Oxfam’s launching a big global campaign on inequality in October and as always, there are some fascinating internal meta-discussions about the pros and cons of different kinds of campaigns.
A few years ago, we launched ‘Grow’, an attempt to run a campaign based on positive framing (a positive vision for the future of food, life and planet, with a focus on sharing). Although a positive frame appeals to a much wider public than just activists, it’s hard to turn it into a hard hitting campaign. We ended up running lot of more traditional ‘problem, solution, villain’ campaigns (on land grabs, corporate malpractice etc) inside the Grow umbrella.
That may be right – to get real change, you need to shift the overall narrative, so that, for example, policy makers and publics realize that planetary boundaries are a genuine concern. But you also need to go beyond generalities and offer tangible actions both for individuals (‘what can I do to make a difference’) and for policy makers, not least because there’s nothing like a quick win to reinforce morale and a sense of the possibility of change.
The inequality campaign’s innovative characteristic is that, more than any previous Oxfam campaign, it completely supersedes the traditional North-South split – inequality is just as big an issue in the UK or US as it is in Brazil or Kenya.
On the face of it, you’d think a genuinely universal issue that arouses passions and anger in countries around the world would make a perfect campaign issue. The challenge is to channel the sense of malaise (which our 85 richest plutocrats = 3.5 billion poorest killer fact so graphically captured) into specifics. Arguably, that’s where Occupy and other inequality protest movements have fallen down. We need to be crystal clear on what we want people to do, how it will make a difference, and what success would look like.
Another issue is cash. Our market research (and we do a lot of it) suggests that people in the UK respond to inequality through association – ‘yes, that reflects the world I live in’. Activists get fired up, as do intellectuals– as Pikettymania demonstrates. But what the wider public don’t do is then put their hands in their pockets. OK this is not a fundraising campaign, but raising funds from the public is vital to Oxfam’s work, so if this harms our income, then Houston, we have a problem.
In practice, a lot of our fundraising will focus on Oxfam’s work on the ground – people-to-people empathy will always be key. But you can’t insulate campaign messaging from fundraising – one is bound to affect the other. At the very least, our inequality narrative needs to avoid undermining that sense of helping real people, and preferably put a human face on what can be quite abstract discussions of inequality and injustice. And fundraising mustn’t undermine the positive framing of the campaign – a very tricky balancing act.
I’ve tried to summarize the different broad categories of campaign below, along with their pros and cons. The usual apologies for creating grotesque caricatures to draw out the contrasts
Type 1: Feed the Hungry (traditional, negative frame campaign)

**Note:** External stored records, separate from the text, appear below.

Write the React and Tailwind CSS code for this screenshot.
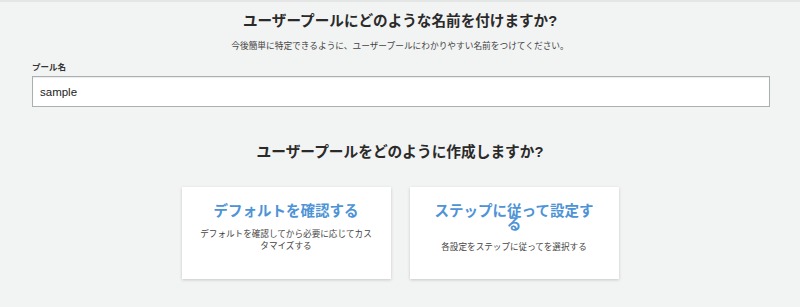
import React, { useState } from 'react';

const cards = [
  { title: 'デフォルトを確認する', desc: 'デフォルトを確認してから必要に応じてカスタマイズする' },
  { title: 'ステップに従って設定する', desc: '各設定をステップに従ってを選択する' },
];

export default function App() {
  const [name, setName] = useState('sample');

  return (
    <div className="min-h-screen bg-[#f2f3f3] border-t-2 border-[#e4e6e6] font-['Liberation_Sans','Noto_Sans_CJK_JP',sans-serif] text-[#333]">
      {/* Pool name */}
      <div className="pt-[9px] text-center">
        <h1 className="text-[14.6px] leading-[20px] font-bold text-[#2a2a2a]">ユーザープールにどのような名前を付けますか?</h1>
        <p className="mt-[9px] text-[8.7px] leading-[12px] text-[#444]">今後簡単に特定できるように、ユーザープールにわかりやすい名前をつけてください。</p>
      </div>
      <div className="ml-[32px] mr-[30px] mt-[9px]">
        <label className="block text-[8.5px] leading-[12px] font-bold text-[#333] mb-[3px]">プール名</label>
        <input
          value={name}
          onChange={e => setName(e.target.value)}
          className="w-full h-[31px] px-[7px] bg-white border border-[#aab0b0] text-[11.5px] text-[#222] outline-none shadow-[inset_0_1px_1px_rgba(0,0,0,0.08)]"
        />
      </div>

      {/* Create method */}
      <h2 className="mt-[35px] text-center text-[14.7px] leading-[20px] font-bold text-[#2a2a2a]">ユーザープールをどのように作成しますか?</h2>
      <div className="mt-[25px] flex justify-center gap-[19px]">
        {cards.map(c => (
          <button key={c.title} type="button" className="w-[209px] h-[92px] bg-white shadow-[0_1px_3px_rgba(0,0,0,0.18)] px-[18px] pt-[18px] text-center flex flex-col items-center justify-start">
            <div className="text-[14.5px] leading-[13px] font-bold text-[#4d93d6]">{c.title}</div>
            <div className="mt-[10px] text-[8.6px] leading-[12px] text-[#444]">{c.desc}</div>
          </button>
        ))}
      </div>
    </div>
  );
}
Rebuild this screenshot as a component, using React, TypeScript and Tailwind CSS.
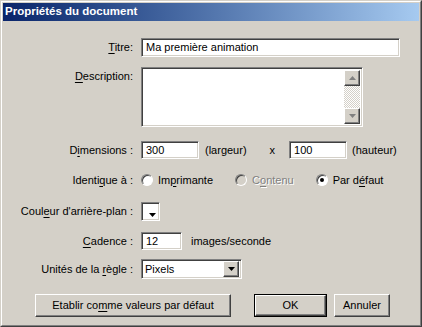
import React from 'react';

const sunken =
  'bg-white border border-t-[#808080] border-l-[#808080] border-b-white border-r-white shadow-[inset_1px_1px_0_#404040,inset_-1px_-1px_0_#d4d0c8]';
const raised =
  'bg-[#d4d0c8] border border-t-white border-l-white border-b-[#404040] border-r-[#404040] shadow-[inset_-1px_-1px_0_#808080]';

const Label: React.FC<{ children: React.ReactNode }> = ({ children }) => (
  <div className="w-[138px] shrink-0 pr-[8px] text-right">{children}</div>
);

const U: React.FC<{ children: React.ReactNode }> = ({ children }) => (
  <span className="underline underline-offset-[2px]">{children}</span>
);

const Arrow: React.FC<{ down?: boolean; color?: string }> = ({ down, color = '#000' }) => (
  <svg width="7" height="4" viewBox="0 0 7 4">
    <path d={down ? 'M0 0h7L3.5 4z' : 'M0 4h7L3.5 0z'} fill={color} />
  </svg>
);

const Radio: React.FC<{ checked?: boolean; disabled?: boolean }> = ({ checked, disabled }) => (
  <div
    className={`w-[12px] h-[12px] rounded-full border border-t-[#808080] border-l-[#808080] border-b-white border-r-white flex items-center justify-center ${
      disabled ? 'bg-[#d4d0c8]' : 'bg-white'
    } shadow-[inset_1px_1px_0_#404040]`}
  >
    {checked && <div className="w-[4px] h-[4px] rounded-full bg-black" />}
  </div>
);

const App: React.FC = () => {
  return (
    <div className="w-[422px] h-[327px] bg-[#d4d0c8] font-['Liberation_Sans',Arial,sans-serif] text-[11px] text-black border border-t-[#d4d0c8] border-l-[#d4d0c8] border-b-[#404040] border-r-[#404040]">
      <div className="h-full border border-t-white border-l-white border-b-[#808080] border-r-[#808080] p-[1px] flex flex-col">
        {/* title bar */}
        <div className="h-[18px] bg-linear-to-r from-[#0a246a] to-[#a6caf0] flex items-center pl-[2px]">
          <span className="text-white font-bold text-[11.5px]">Propriétés du document</span>
        </div>

        {/* Titre */}
        <div className="flex items-center mt-[17px]">
          <Label>
            <U>T</U>itre:
          </Label>
          <div className={`${sunken} w-[259px] h-[19px] flex items-center pl-[4px]`}>Ma première animation</div>
        </div>

        {/* Description */}
        <div className="flex items-start mt-[10px]">
          <Label>
            <div className="pt-[1px]">
              <U>D</U>escription:
            </div>
          </Label>
          <div className={`${sunken} w-[222px] h-[60px] p-[2px] flex justify-end`}>
            <div className="w-[16px] flex flex-col">
              <div className={`${raised} h-[16px] flex items-center justify-center`}>
                <Arrow color="#808080" />
              </div>
              <div className="flex-1 bg-[repeating-conic-gradient(#ffffff_0_25%,#d4d0c8_0_50%)] bg-[length:2px_2px]" />
              <div className={`${raised} h-[16px] flex items-center justify-center`}>
                <Arrow down color="#808080" />
              </div>
            </div>
          </div>
        </div>

        {/* Dimensions */}
        <div className="flex items-center mt-[14px]">
          <Label>
            D<U>i</U>mensions :
          </Label>
          <div className={`${sunken} w-[58px] h-[18px] flex items-center pl-[4px]`}>300</div>
          <span className="ml-[6px]">(largeur)</span>
          <span className="ml-[23px]">x</span>
          <div className={`${sunken} ml-[14px] w-[58px] h-[18px] flex items-center pl-[4px]`}>100</div>
          <span className="ml-[5px]">(hauteur)</span>
        </div>

        {/* Identique */}
        <div className="flex items-center mt-[13px] h-[16px]">
          <Label>
            Identi<U>q</U>ue à :
          </Label>
          <div className="flex items-center gap-[5px]">
            <Radio />
            <span>
              Im<U>p</U>rimante
            </span>
          </div>
          <div className="flex items-center gap-[5px] ml-[22px]">
            <Radio disabled />
            <span className="text-[#808080] [text-shadow:1px_1px_0_#ffffff]">
              C<U>o</U>ntenu
            </span>
          </div>
          <div className="flex items-center gap-[5px] ml-[22px]">
            <Radio checked />
            <span>
              Par d<U>é</U>faut
            </span>
          </div>
        </div>

        {/* Couleur */}
        <div className="flex items-center mt-[14px]">
          <Label>
            Coul<U>e</U>ur d'arrière-plan :
          </Label>
          <div className={`${sunken} w-[19px] h-[19px] flex items-end justify-end pr-[3px] pb-[3px]`}>
            <Arrow down />
          </div>
        </div>

        {/* Cadence */}
        <div className="flex items-center mt-[11px]">
          <Label>
            <U>C</U>adence :
          </Label>
          <div className={`${sunken} w-[41px] h-[18px] flex items-center pl-[4px]`}>12</div>
          <span className="ml-[9px]">images/seconde</span>
        </div>

        {/* Unités */}
        <div className="flex items-center mt-[9px]">
          <Label>
            Unités de la <U>r</U>ègle :
          </Label>
          <div className={`${sunken} w-[101px] h-[20px] flex items-center p-[2px]`}>
            <span className="flex-1 pl-[1px]">Pixels</span>
            <div className={`${raised} w-[16px] h-[16px] flex items-center justify-center`}>
              <Arrow down />
            </div>
          </div>
        </div>

        {/* Buttons */}
        <div className="flex items-center mt-[15px]">
          <button className={`${raised} ml-[32px] w-[196px] h-[23px]`}>
            Etablir co<U>m</U>me valeurs par défaut
          </button>
          <div className="ml-[23px] border border-black">
            <button className={`${raised} w-[71px] h-[21px] block`}>OK</button>
          </div>
          <button className={`${raised} ml-[7px] w-[56px] h-[23px]`}>Annuler</button>
        </div>
      </div>
    </div>
  );
};

export default App;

Positives: Gets to Northern publics and raises shedloads of cash, which enables you to feed more people; can link to some good advocacy work (eg on aid, tax evasion etc)
Negatives: Reinforces stereotypes, offends many people in developing countries, may lead to compassion fatigue
Type 2: Be part of a fabulous future (positive frame campaign)
Positives: Appeals to broader group of people. More accurate portrayal of a world where many social/economic indicators are getting better.
Negatives: Difficult fit with traditional campaign formula of ‘problem, solution, villain’. Can all get a bit Cumbaya. Nightmare for fundraising.
Type 3: We’re all in this [bad place] together (globally shared injustice)
Positives: Immediate association, built on people’s lived experience, moves beyond increasingly outmoded distinctions between North and South
Negatives: Hard to turn a global malaise into a set of plausible specific targets, either for individual choices or policy decisions. Oh, and Northern governments seem very sensitive to criticism, and start accusing you of being political (though perfectly happy if you make similar criticisms of southern governments).
Personally, I’m delighted that Oxfam is taking on a type 3 campaign that genuinely moves us beyond the old North-South divide. It feels radical, progressive and somehow more respectful – that’s the kind of organization I want to work for. But that doesn’t mean it’s going to be easy.